* [GIVEN INSTRUCTION]:
Give an exact transcription of every line, dropping the images.

* [GIVEN MATERIAL]:

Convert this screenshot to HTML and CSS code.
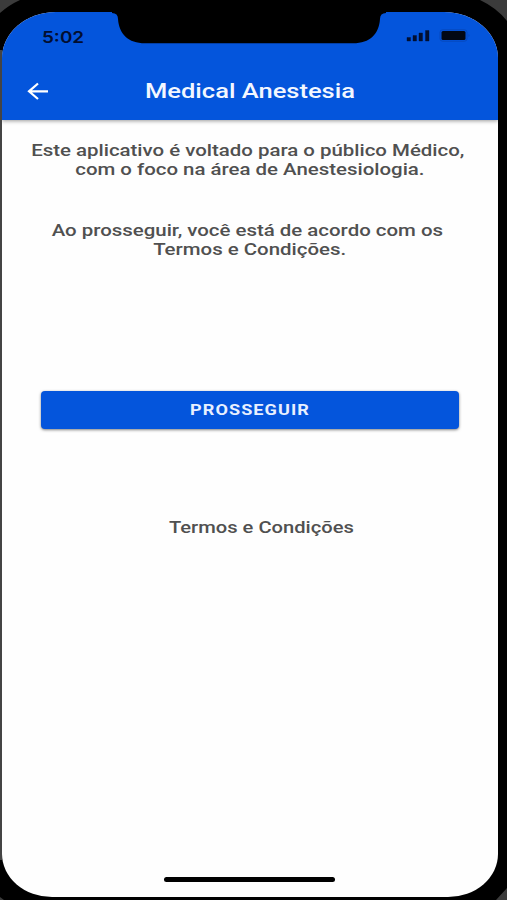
FILE: index.html
```html
<!DOCTYPE html>
<html lang="pt-BR">
<head>
<meta charset="utf-8">
<title>Medical Anestesia</title>
<link rel="stylesheet" href="styles.css">
</head>
<body>
<div class="device">
  <svg class="bezel" viewBox="0 0 507 900" aria-hidden="true">
    <path d="M0 0H20Q9 5 0 13ZM480 0H507V21Q497 8 480 0ZM507 888V900H496ZM0 897L4 900H0Z" fill="#3b3b3b"/>
    <path d="M1 50V860" stroke="#444" stroke-width="2" fill="none"/>
  </svg>
  <main class="screen">
    <header class="header">
      <div class="status">
        <span class="time">5:02</span>
        <svg class="indicators" width="64" height="14" viewBox="0 0 64 14" aria-hidden="true">
          <path d="M1 8.500h3.500v3.500H1zM7 6.500h3.500V12H7zM13 4h3.500v8H13zM19.500 1.500H23V12h-3.500z" fill="#020e30" stroke="#020e30" stroke-width=".4" stroke-linejoin="round"/>
          <rect x="35.500" y="2" width="24" height="9" rx="1.500" fill="#020814"/>
          <rect x="34" y=".8" width="27" height="11.400" rx="2.500" fill="none" stroke="#0649bd"/>
          <path d="M62.500 5q2 1.500 0 3z" fill="#0649bd"/>
        </svg>
      </div>
      <div class="toolbar">
        <svg class="back" width="24" height="20" viewBox="0 0 24 20" aria-label="Voltar">
          <path d="M22 10.300H3M12 2.500L3 10.300l9 7.700" fill="none" stroke="#fff" stroke-width="2.200"/>
        </svg>
        <h1 class="title">Medical Anestesia</h1>
      </div>
    </header>
    <section class="content">
      <p class="text intro"><span class="lead">Este aplicativo é voltado para o público Médico,</span><span>com o foco na área de Anestesiologia.</span></p>
      <p class="text agree"><span class="lead">Ao prosseguir, você está de acordo com os</span><span>Termos e Condições.</span></p>
      <button class="button"><span>PROSSEGUIR</span></button>
      <a class="terms">Termos e Condições</a>
    </section>
    <div class="home"></div>
  </main>
  <svg class="notch" width="274" height="32" viewBox="0 0 274 32" aria-hidden="true">
    <path d="M0 0H274V1Q268 1 268 7C267 22 258 31.300 241 31.300H33C16 31.300 7 22 6 7Q6 1 0 1Z"/>
  </svg>
</div>
</body>
</html>
```
FILE: styles.css
```css
* { box-sizing: border-box; }
body { margin: 0; font-family: Roboto, "Liberation Sans", sans-serif; }
.device { position: relative; width: 507px; height: 900px; padding: 12px 9px 3px 2px; background: #000; overflow: hidden; }
.bezel { position: absolute; inset: 0; width: 507px; height: 900px; }
.notch { position: absolute; left: 112px; top: 12px; }
.screen { position: relative; display: flex; flex-direction: column; width: 496px; height: 885px; background: #fefefe; border-radius: 54px 54px 50px 50px / 46px 46px 43px 43px; overflow: hidden; }
.header { height: 108px; flex: none; background: #0455dc; box-shadow: 0 1px 4px rgba(0, 0, 0, .4); }
.status { display: flex; justify-content: space-between; height: 50px; padding: 15px 28px 0 40px; }
.time { font: 600 16px/20px Inter, sans-serif; color: #020e30; transform: scaleX(1.18); transform-origin: left; }
.indicators { margin-top: 2px; }
.toolbar { display: grid; grid-template-columns: 58px 380px 58px; align-items: center; height: 58px; }
.back { margin-left: 23.5px; }
.title { margin: 0; text-align: center; font-size: 20px; font-weight: 500; line-height: 24px; color: #f3f7ff; transform: scaleX(1.275); }
.content { display: flex; flex-direction: column; align-items: center; color: #505050; }
.text { display: flex; flex-direction: column; align-items: center; margin: 0; width: 496px; font-size: 16px; font-weight: 500; line-height: 19.4px; white-space: nowrap; }
.text span { transform: scaleX(1.276); }
.text .lead { margin-right: 5px; }
.intro { margin-top: 21px; }
.agree { margin-top: 41.2px; }
.button { width: 418px; height: 38px; margin: 131.2px 0 0; padding: 0; border: 0; border-radius: 4px; background: #0455dc; color: #e8f0ff; font: 700 14px/38px Roboto, sans-serif; letter-spacing: .84px; box-shadow: 0 1px 3px rgba(0, 0, 0, .5); }
.button span { display: block; transform: scaleX(1.29); }
.terms { margin: 88px 0 0 22px; font-size: 16px; font-weight: 500; line-height: 20px; transform: translateY(1px) scaleX(1.26); }
.home { position: absolute; left: 162px; bottom: 15px; width: 171px; height: 5px; border-radius: 3px; background: #000; }
```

* [OUTPUT]:
Convert this screenshot to HTML and CSS code.
FILE: index.html
```html
<!DOCTYPE html>
<html lang="pt-BR">
<head>
<meta charset="utf-8">
<title>Medical Anestesia</title>
<link rel="stylesheet" href="styles.css">
</head>
<body>
<div class="device">
  <svg class="bezel" viewBox="0 0 507 900" aria-hidden="true">
    <path d="M0 0H20Q9 5 0 13ZM480 0H507V21Q497 8 480 0ZM507 888V900H496ZM0 897L4 900H0Z" fill="#3b3b3b"/>
    <path d="M1 50V860" stroke="#444" stroke-width="2" fill="none"/>
  </svg>
  <main class="screen">
    <header class="header">
      <div class="status">
        <span class="time">5:02</span>
        <svg class="indicators" width="64" height="14" viewBox="0 0 64 14" aria-hidden="true">
          <path d="M1 8.500h3.500v3.500H1zM7 6.500h3.500V12H7zM13 4h3.500v8H13zM19.500 1.500H23V12h-3.500z" fill="#020e30" stroke="#020e30" stroke-width=".4" stroke-linejoin="round"/>
          <rect x="35.500" y="2" width="24" height="9" rx="1.500" fill="#020814"/>
          <rect x="34" y=".8" width="27" height="11.400" rx="2.500" fill="none" stroke="#0649bd"/>
          <path d="M62.500 5q2 1.500 0 3z" fill="#0649bd"/>
        </svg>
      </div>
      <div class="toolbar">
        <svg class="back" width="24" height="20" viewBox="0 0 24 20" aria-label="Voltar">
          <path d="M22 10.300H3M12 2.500L3 10.300l9 7.700" fill="none" stroke="#fff" stroke-width="2.200"/>
        </svg>
        <h1 class="title">Medical Anestesia</h1>
      </div>
    </header>
    <section class="content">
      <p class="text intro"><span class="lead">Este aplicativo é voltado para o público Médico,</span><span>com o foco na área de Anestesiologia.</span></p>
      <p class="text agree"><span class="lead">Ao prosseguir, você está de acordo com os</span><span>Termos e Condições.</span></p>
      <button class="button"><span>PROSSEGUIR</span></button>
      <a class="terms">Termos e Condições</a>
    </section>
    <div class="home"></div>
  </main>
  <svg class="notch" width="274" height="32" viewBox="0 0 274 32" aria-hidden="true">
    <path d="M0 0H274V1Q268 1 268 7C267 22 258 31.300 241 31.300H33C16 31.300 7 22 6 7Q6 1 0 1Z"/>
  </svg>
</div>
</body>
</html>
```
FILE: styles.css
```css
* { box-sizing: border-box; }
body { margin: 0; font-family: Roboto, "Liberation Sans", sans-serif; }
.device { position: relative; width: 507px; height: 900px; padding: 12px 9px 3px 2px; background: #000; overflow: hidden; }
.bezel { position: absolute; inset: 0; width: 507px; height: 900px; }
.notch { position: absolute; left: 112px; top: 12px; }
.screen { position: relative; display: flex; flex-direction: column; width: 496px; height: 885px; background: #fefefe; border-radius: 54px 54px 50px 50px / 46px 46px 43px 43px; overflow: hidden; }
.header { height: 108px; flex: none; background: #0455dc; box-shadow: 0 1px 4px rgba(0, 0, 0, .4); }
.status { display: flex; justify-content: space-between; height: 50px; padding: 15px 28px 0 40px; }
.time { font: 600 16px/20px Inter, sans-serif; color: #020e30; transform: scaleX(1.18); transform-origin: left; }
.indicators { margin-top: 2px; }
.toolbar { display: grid; grid-template-columns: 58px 380px 58px; align-items: center; height: 58px; }
.back { margin-left: 23.5px; }
.title { margin: 0; text-align: center; font-size: 20px; font-weight: 500; line-height: 24px; color: #f3f7ff; transform: scaleX(1.275); }
.content { display: flex; flex-direction: column; align-items: center; color: #505050; }
.text { display: flex; flex-direction: column; align-items: center; margin: 0; width: 496px; font-size: 16px; font-weight: 500; line-height: 19.4px; white-space: nowrap; }
.text span { transform: scaleX(1.276); }
.text .lead { margin-right: 5px; }
.intro { margin-top: 21px; }
.agree { margin-top: 41.2px; }
.button { width: 418px; height: 38px; margin: 131.2px 0 0; padding: 0; border: 0; border-radius: 4px; background: #0455dc; color: #e8f0ff; font: 700 14px/38px Roboto, sans-serif; letter-spacing: .84px; box-shadow: 0 1px 3px rgba(0, 0, 0, .5); }
.button span { display: block; transform: scaleX(1.29); }
.terms { margin: 88px 0 0 22px; font-size: 16px; font-weight: 500; line-height: 20px; transform: translateY(1px) scaleX(1.26); }
.home { position: absolute; left: 162px; bottom: 15px; width: 171px; height: 5px; border-radius: 3px; background: #000; }
```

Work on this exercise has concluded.